Would you transcribe the listing that follows, character for character, and omit its images?

--- Begin DATA SHOWN ---

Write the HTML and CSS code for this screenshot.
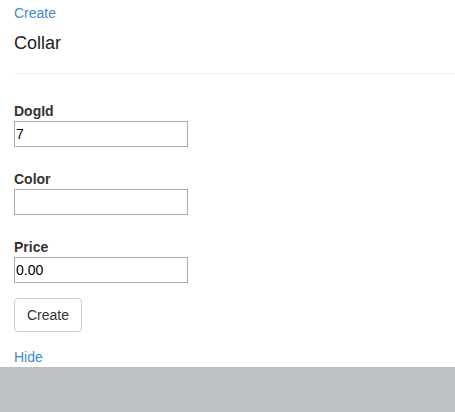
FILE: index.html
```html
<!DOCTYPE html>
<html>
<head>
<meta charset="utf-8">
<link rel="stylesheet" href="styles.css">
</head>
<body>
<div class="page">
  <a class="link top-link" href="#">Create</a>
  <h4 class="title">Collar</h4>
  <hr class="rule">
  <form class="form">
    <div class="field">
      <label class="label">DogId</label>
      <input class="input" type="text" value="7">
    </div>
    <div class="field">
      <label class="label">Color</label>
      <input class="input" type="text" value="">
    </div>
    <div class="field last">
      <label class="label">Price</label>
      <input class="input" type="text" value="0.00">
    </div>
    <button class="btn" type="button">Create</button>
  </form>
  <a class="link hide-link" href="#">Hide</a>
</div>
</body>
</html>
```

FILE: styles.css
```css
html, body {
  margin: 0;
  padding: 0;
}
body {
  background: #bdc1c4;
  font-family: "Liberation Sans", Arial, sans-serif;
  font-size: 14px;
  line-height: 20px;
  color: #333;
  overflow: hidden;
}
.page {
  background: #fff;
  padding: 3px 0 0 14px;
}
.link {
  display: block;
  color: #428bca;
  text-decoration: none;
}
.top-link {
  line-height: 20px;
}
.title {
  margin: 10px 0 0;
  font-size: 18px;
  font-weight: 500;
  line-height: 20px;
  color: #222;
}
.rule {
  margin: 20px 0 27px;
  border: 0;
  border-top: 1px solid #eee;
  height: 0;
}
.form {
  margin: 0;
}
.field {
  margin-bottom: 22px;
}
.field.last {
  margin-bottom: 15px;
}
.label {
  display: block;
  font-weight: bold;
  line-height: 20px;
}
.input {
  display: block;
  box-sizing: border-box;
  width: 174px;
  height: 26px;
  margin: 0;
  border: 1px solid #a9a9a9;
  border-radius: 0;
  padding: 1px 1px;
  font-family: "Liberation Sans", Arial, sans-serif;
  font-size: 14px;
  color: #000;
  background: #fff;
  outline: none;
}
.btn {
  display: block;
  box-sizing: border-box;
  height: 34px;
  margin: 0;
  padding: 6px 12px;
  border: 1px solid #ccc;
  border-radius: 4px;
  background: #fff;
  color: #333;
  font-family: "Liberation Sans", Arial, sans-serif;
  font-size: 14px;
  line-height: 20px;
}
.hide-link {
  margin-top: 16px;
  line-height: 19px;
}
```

--- End DATA SHOWN ---

OUTPUT FOR THIS EXERCISE ▸
Write the HTML and CSS code for this screenshot.
FILE: index.html
```html
<!DOCTYPE html>
<html>
<head>
<meta charset="utf-8">
<link rel="stylesheet" href="styles.css">
</head>
<body>
<div class="page">
  <a class="link top-link" href="#">Create</a>
  <h4 class="title">Collar</h4>
  <hr class="rule">
  <form class="form">
    <div class="field">
      <label class="label">DogId</label>
      <input class="input" type="text" value="7">
    </div>
    <div class="field">
      <label class="label">Color</label>
      <input class="input" type="text" value="">
    </div>
    <div class="field last">
      <label class="label">Price</label>
      <input class="input" type="text" value="0.00">
    </div>
    <button class="btn" type="button">Create</button>
  </form>
  <a class="link hide-link" href="#">Hide</a>
</div>
</body>
</html>
```

FILE: styles.css
```css
html, body {
  margin: 0;
  padding: 0;
}
body {
  background: #bdc1c4;
  font-family: "Liberation Sans", Arial, sans-serif;
  font-size: 14px;
  line-height: 20px;
  color: #333;
  overflow: hidden;
}
.page {
  background: #fff;
  padding: 3px 0 0 14px;
}
.link {
  display: block;
  color: #428bca;
  text-decoration: none;
}
.top-link {
  line-height: 20px;
}
.title {
  margin: 10px 0 0;
  font-size: 18px;
  font-weight: 500;
  line-height: 20px;
  color: #222;
}
.rule {
  margin: 20px 0 27px;
  border: 0;
  border-top: 1px solid #eee;
  height: 0;
}
.form {
  margin: 0;
}
.field {
  margin-bottom: 22px;
}
.field.last {
  margin-bottom: 15px;
}
.label {
  display: block;
  font-weight: bold;
  line-height: 20px;
}
.input {
  display: block;
  box-sizing: border-box;
  width: 174px;
  height: 26px;
  margin: 0;
  border: 1px solid #a9a9a9;
  border-radius: 0;
  padding: 1px 1px;
  font-family: "Liberation Sans", Arial, sans-serif;
  font-size: 14px;
  color: #000;
  background: #fff;
  outline: none;
}
.btn {
  display: block;
  box-sizing: border-box;
  height: 34px;
  margin: 0;
  padding: 6px 12px;
  border: 1px solid #ccc;
  border-radius: 4px;
  background: #fff;
  color: #333;
  font-family: "Liberation Sans", Arial, sans-serif;
  font-size: 14px;
  line-height: 20px;
}
.hide-link {
  margin-top: 16px;
  line-height: 19px;
}
```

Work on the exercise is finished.